Maindeck Return to Nature + Epic Downfall

For the event, I was a big fan of the main deck epic downfalls. A single wicked wolf ,Mayhem devil or Korvold can stop your plan dead in it's tracks. The card has no dead matchups, because even the control decks in the format run adventure creatures that can be killed by downfall.
Considering the amount of card draw and velocity in the deck, I think having only 4 expensive removal spells + Vivien is too little. Epic downfall was the best black maindeck 2-mana removal spell currently and is an efficient answer against cards very good against the deck.

You have a very proactive gameplan, but a couple reactive cards doesn't detract significantly enough from that gameplan. Beating down with creatures is one of your win conditions, and you need ways to push those creatures through.

Maindeck return to nature was a mistake and a consequence on my hyper focus on Jund. I under-estimated the amount of flash decks, ramp decks and control decks where the card was dead. However, it was a very small mistake, given the power of the enchantments/artifacts in this format.

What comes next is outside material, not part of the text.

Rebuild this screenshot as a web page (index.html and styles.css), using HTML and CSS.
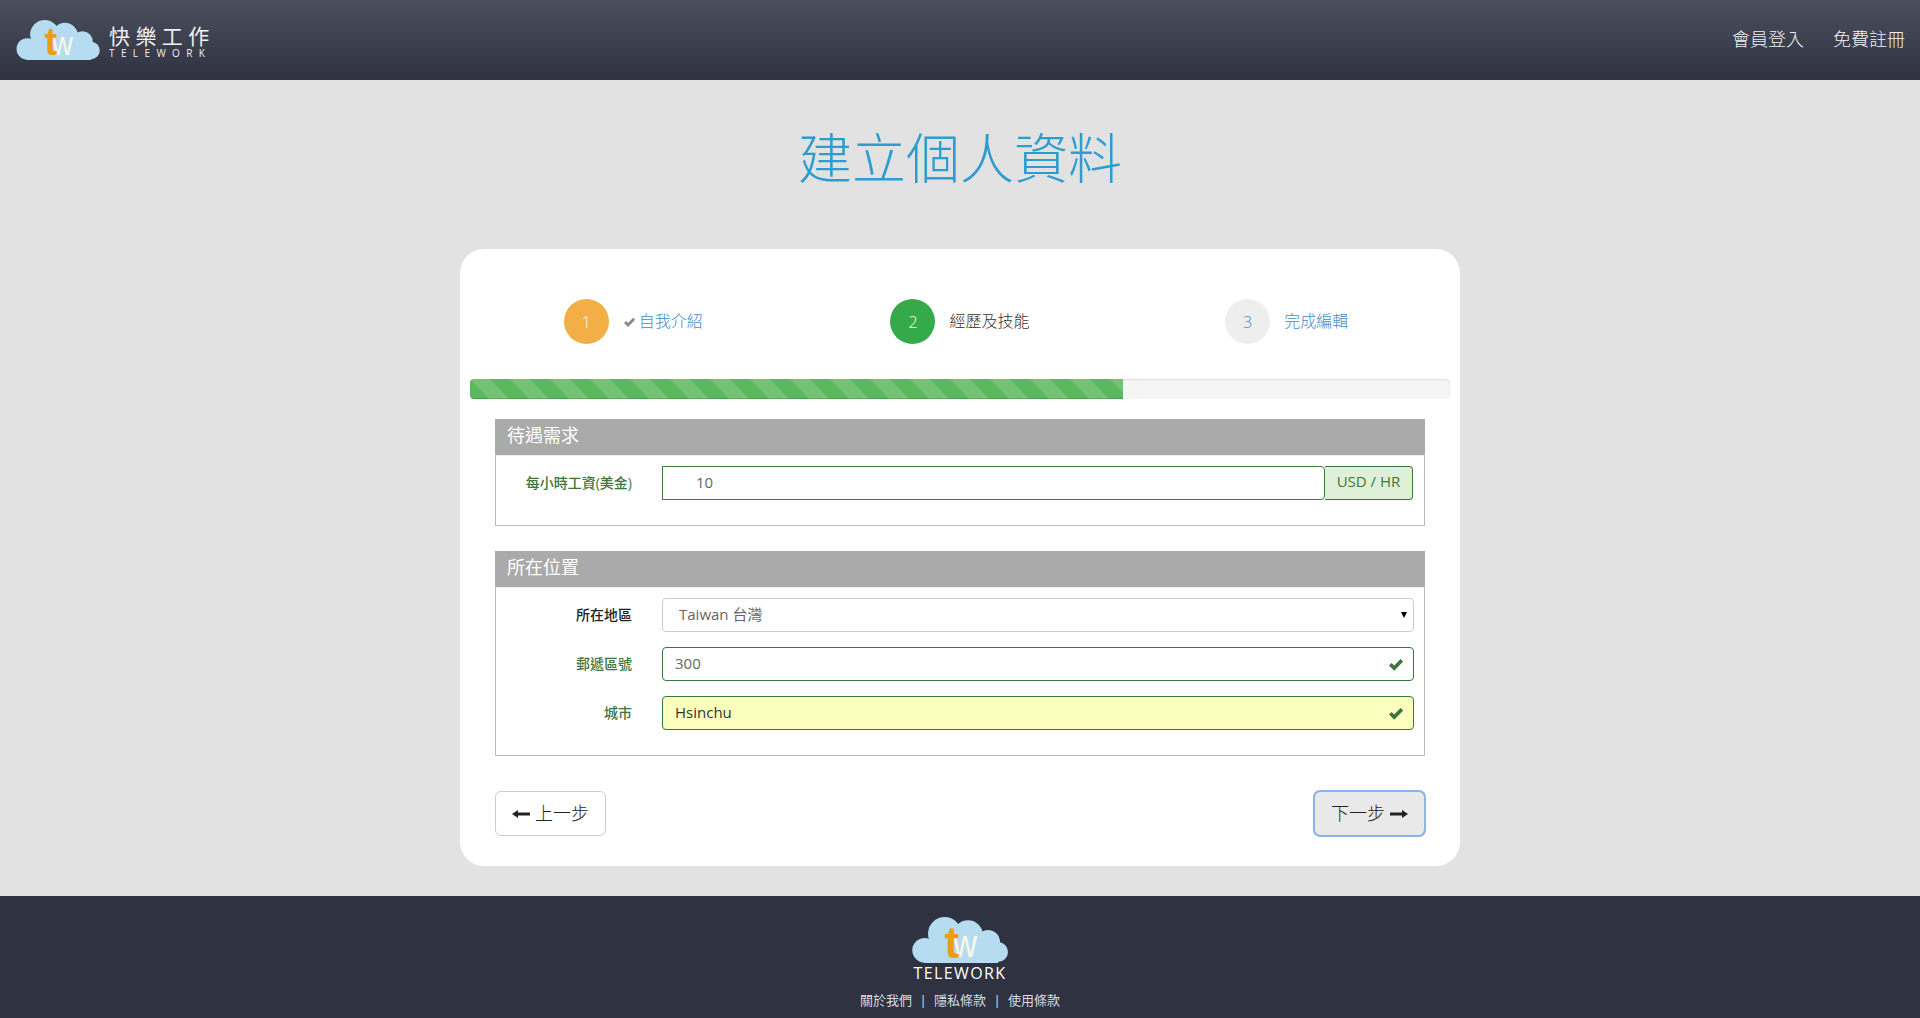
FILE: index.html
```html
<!DOCTYPE html>
<html lang="zh-Hant">
<head>
  <meta charset="UTF-8">
  <meta name="viewport" content="width=device-width, initial-scale=1.0">
  <title>建立個人資料</title>
  <link rel="stylesheet" href="styles.css">
</head>
<body>
  <svg class="defs" width="0" height="0">
    <symbol id="cloud" viewBox="0 0 96 46">
      <g fill="#b5dcf1">
        <circle cx="12.7" cy="33.3" r="12.4"/>
        <circle cx="32.7" cy="16.7" r="16.7"/>
        <circle cx="56" cy="18.3" r="15"/>
        <circle cx="76" cy="25" r="12"/>
        <circle cx="86" cy="35" r="10"/>
        <rect x="12" y="26" width="74" height="20"/>
      </g>
      <text class="logo-w" x="41" y="40" textLength="24" lengthAdjust="spacingAndGlyphs">w</text>
      <text class="logo-t" x="32.5" y="40.5">t</text>
    </symbol>
    <symbol id="check" viewBox="0 0 16 14">
      <path d="M1 7.5 L3.6 5 L6.2 7.6 L12.6 1 L15.2 3.6 L6.2 12.8 Z"/>
    </symbol>
  </svg>

  <header class="topbar">
    <a class="brand" href="#">
      <svg class="brand-cloud"><use href="#cloud"/></svg>
      <span class="brand-text">
        <span class="brand-zh">快樂工作</span>
        <span class="brand-en">TELEWORK</span>
      </span>
    </a>
    <nav class="topnav">
      <a href="#">會員登入</a>
      <a href="#">免費註冊</a>
    </nav>
  </header>

  <main class="page">
    <h1 class="page-title">建立個人資料</h1>

    <div class="card">
      <div class="steps">
        <div class="step">
          <span class="step-num step-done">1</span>
          <svg class="step-check"><use href="#check"/></svg>
          <a class="step-label" href="#">自我介紹</a>
        </div>
        <div class="step step-gap">
          <span class="step-num step-active">2</span>
          <span class="step-label step-current">經歷及技能</span>
        </div>
        <div class="step step-gap">
          <span class="step-num">3</span>
          <a class="step-label" href="#">完成編輯</a>
        </div>
      </div>

      <div class="progress">
        <div class="progress-bar" style="width: 66.67%"></div>
      </div>

      <section class="box">
        <h2 class="box-title">待遇需求</h2>
        <div class="box-body">
          <div class="field">
            <label class="field-label ok">每小時工資(美金)</label>
            <div class="field-group">
              <input class="input input-money" type="text" value="10">
              <span class="addon">USD / HR</span>
            </div>
          </div>
        </div>
      </section>

      <section class="box">
        <h2 class="box-title">所在位置</h2>
        <div class="box-body">
          <div class="field">
            <label class="field-label plain">所在地區</label>
            <div class="select-wrap">
              <select class="input select">
                <option>Taiwan 台灣</option>
              </select>
            </div>
          </div>
          <div class="field">
            <label class="field-label ok">郵遞區號</label>
            <div class="input-wrap">
              <input class="input input-ok" type="text" value="300">
              <svg class="input-check"><use href="#check"/></svg>
            </div>
          </div>
          <div class="field">
            <label class="field-label ok">城市</label>
            <div class="input-wrap">
              <input class="input input-ok input-filled" type="text" value="Hsinchu">
              <svg class="input-check"><use href="#check"/></svg>
            </div>
          </div>
        </div>
      </section>

      <div class="actions">
        <button class="btn" type="button">
          <svg class="arrow" viewBox="0 0 18 10"><path d="M0 5 L6 1 V3.6 H18 V6.4 H6 V9 Z"/></svg>
          上一步
        </button>
        <button class="btn btn-focus" type="button">
          下一步
          <svg class="arrow" viewBox="0 0 18 10"><path d="M18 5 L12 1 V3.6 H0 V6.4 H12 V9 Z"/></svg>
        </button>
      </div>
    </div>
  </main>

  <footer class="footer">
    <svg class="footer-cloud"><use href="#cloud"/></svg>
    <div class="footer-name">TELEWORK</div>
    <div class="footer-links">
      <a href="#">關於我們</a>
      <span class="sep">|</span>
      <a href="#">隱私條款</a>
      <span class="sep">|</span>
      <a href="#">使用條款</a>
    </div>
  </footer>
</body>
</html>
```

FILE: styles.css
```css
* {
  box-sizing: border-box;
}

body {
  margin: 0;
  font-family: "Open Sans", "Noto Sans CJK TC", sans-serif;
  font-size: 14px;
  color: #555;
  background: #e2e2e2;
}

a {
  text-decoration: none;
}

.defs {
  position: absolute;
}

/* header */
.topbar {
  height: 80px;
  display: flex;
  justify-content: space-between;
  align-items: center;
  padding: 0 15px 0 16px;
  background: linear-gradient(to bottom, #4b4f5d, #2f3140);
}

.brand {
  display: flex;
  align-items: center;
  gap: 9px;
}

.brand-cloud {
  width: 84px;
  height: 40px;
}

.logo-t {
  font-family: "Liberation Sans", sans-serif;
  font-size: 44px;
  font-weight: 700;
  fill: #ee9c10;
}

.logo-w {
  font-family: "Liberation Sans", sans-serif;
  font-size: 38px;
  fill: #f8f8e6;
}

.brand-text {
  display: flex;
  flex-direction: column;
  margin-top: 2px;
  color: #f1f1f1;
}

.brand-zh {
  font-size: 21px;
  line-height: 24px;
  letter-spacing: 5.4px;
}

.brand-en {
  font-size: 10px;
  line-height: 11px;
  letter-spacing: 6.4px;
}

.topnav {
  display: flex;
  gap: 29px;
  margin-bottom: 4px;
}

.topnav a {
  font-size: 18px;
  font-weight: 300;
  color: #f0f3f6;
}

/* main */
.page {
  height: 816px;
  padding-top: 48px;
}

.page-title {
  margin: 0 0 61px;
  font-size: 54px;
  line-height: 60px;
  font-weight: 300;
  text-align: center;
  color: #2c9dd1;
}

.card {
  width: 1000px;
  height: 617px;
  margin: 0 auto;
  padding: 50px 10px 0;
  background: #fff;
  border-radius: 24px;
}

/* steps */
.steps {
  display: grid;
  grid-template-columns: repeat(3, 1fr);
}

.step {
  display: flex;
  align-items: center;
  justify-content: center;
}

.step-num {
  width: 45px;
  height: 45px;
  border-radius: 50%;
  display: flex;
  align-items: center;
  justify-content: center;
  font-size: 16px;
  font-weight: 300;
  color: #428bca;
  background: #eee;
}

.step-done {
  color: #fff;
  background: #f3ae45;
}

.step-active {
  color: #fff;
  background: #35aa4b;
}

.step-gap .step-num {
  margin-right: 14px;
}

.step-check {
  width: 13px;
  height: 11px;
  margin: 2px 3px 0 14px;
  fill: #8a8a8a;
}

.step-label {
  margin-bottom: 3px;
  font-size: 16px;
  font-weight: 300;
  color: #428bca;
}

.step-current {
  color: #333;
}

/* progress */
.progress {
  height: 20px;
  margin: 35px 0 20px;
  border-radius: 4px;
  background: #f5f5f5;
  box-shadow: inset 0 1px 2px rgba(0, 0, 0, 0.1);
  overflow: hidden;
}

.progress-bar {
  height: 100%;
  background-color: #5cb85c;
  background-image: linear-gradient(45deg,
    rgba(255, 255, 255, 0.15) 25%, transparent 25%,
    transparent 50%, rgba(255, 255, 255, 0.15) 50%,
    rgba(255, 255, 255, 0.15) 75%, transparent 75%, transparent);
  background-size: 40px 40px;
  box-shadow: inset 0 -1px 0 rgba(0, 0, 0, 0.15);
}

/* form boxes */
.box {
  margin: 0 25px 25px;
}

.box-title {
  margin: 0;
  height: 36px;
  padding: 0 12px;
  font-size: 18px;
  font-weight: 400;
  line-height: 33px;
  color: #fff;
  background: #aaa;
}

.box-body {
  display: flex;
  flex-direction: column;
  gap: 15px;
  padding: 10px 10px 25px 0;
  border: 1px solid #bbb;
  border-top-color: #eee;
}

.field {
  display: flex;
  align-items: center;
  gap: 30px;
}

.field-label {
  width: 136px;
  flex: none;
  margin-bottom: 2px;
  font-size: 14px;
  font-weight: 500;
  text-align: right;
}

.field-label.ok {
  color: #3c763d;
}

.field-label.plain {
  color: #222;
}

.field-group,
.input-wrap,
.select-wrap {
  flex: 1;
  display: flex;
  position: relative;
}

.field-group {
  margin-right: 1px;
}

.input {
  width: 100%;
  height: 34px;
  padding: 0 12px 2px;
  font-family: inherit;
  font-size: 15px;
  color: #666;
  background: #fff;
  border: 1px solid #ccc;
  border-radius: 4px;
  outline: none;
}

.input-ok {
  border-color: #3c763d;
}

.input-filled {
  color: #333;
  background: #faffbd;
}

.input-money {
  flex: 1;
  width: auto;
  padding-left: 33px;
  border-color: #3c763d;
  border-radius: 0 4px 4px 0;
}

.addon {
  width: 88px;
  height: 34px;
  font-size: 15px;
  line-height: 29px;
  text-align: center;
  color: #3c763d;
  background: #dff0d8;
  border: 1px solid #3c763d;
  border-left: 0;
  border-radius: 0 4px 4px 0;
}

.select {
  appearance: none;
  padding-left: 16px;
}

/* the little black triangle of the select */
.select-wrap::after {
  content: "";
  position: absolute;
  right: 7px;
  top: 14px;
  border-style: solid;
  border-width: 6px 3px 0;
  border-color: #000 transparent transparent;
}

.input-check {
  position: absolute;
  right: 10px;
  top: 11px;
  width: 16px;
  height: 14px;
  fill: #3c763d;
}

/* buttons */
.actions {
  display: flex;
  justify-content: space-between;
  margin: 35px 25px 0;
}

.btn {
  width: 111px;
  height: 45px;
  display: flex;
  align-items: center;
  justify-content: center;
  gap: 5px;
  padding: 0 0 3px;
  font-family: inherit;
  font-size: 18px;
  font-weight: 300;
  color: #222;
  background: #fff;
  border: 1px solid #ccc;
  border-radius: 6px;
}

.btn-focus {
  background: #e9e9e9;
  border-color: #adadad;
  outline: 2px solid #8ab4f0;
  outline-offset: -1px;
}

.arrow {
  width: 18px;
  height: 10px;
  margin-top: 3px;
  fill: #222;
}

/* footer */
.footer {
  height: 122px;
  padding-top: 21px;
  text-align: center;
  background: #2f3240;
}

.footer-cloud {
  display: block;
  width: 96px;
  height: 46px;
  margin: 0 auto;
}

.footer-name {
  margin-top: 1px;
  font-size: 16px;
  line-height: 18px;
  letter-spacing: 1.4px;
  color: #fff;
}

.footer-links {
  margin-top: 9px;
  font-size: 13px;
  line-height: 18px;
}

.footer-links a {
  color: #d8dce2;
}

.sep {
  margin: 0 4px;
  color: #f0dfe0;
}
```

I dislike maindeck Brontodon, as it's horribly inefficient against Oven/Trail of crumbs and unimpressive against everything that isn't Fires of Invention , Wilderness reclamation and Embercleave.

How I'd build the deck going forward

https://www.streamdecker.com/deck/3tuzWNWx

I don't think the deck will be as well positioned going forward as it was for the event,  but It will still be a fine choice.
I expect a down-tick in Jeskai, which was the deck this version primarily preyed on. The flash matchup is at worst 60/40, but the Simic ramp matchup I think  you are a small underdog and it will likely be more popular . Rakdos knights is surprisingly not that great of a matchup either.
I expect an uptick in both main deck aether gusts and sideboard noxious grasps which is bad for the deck. However, the deck has some very high win% matchups and is only a big underdog vs Rakdos Sacrifice with Priest of Forgotten gods/Claim the firstborn, which did bad at the MC and isn't popular.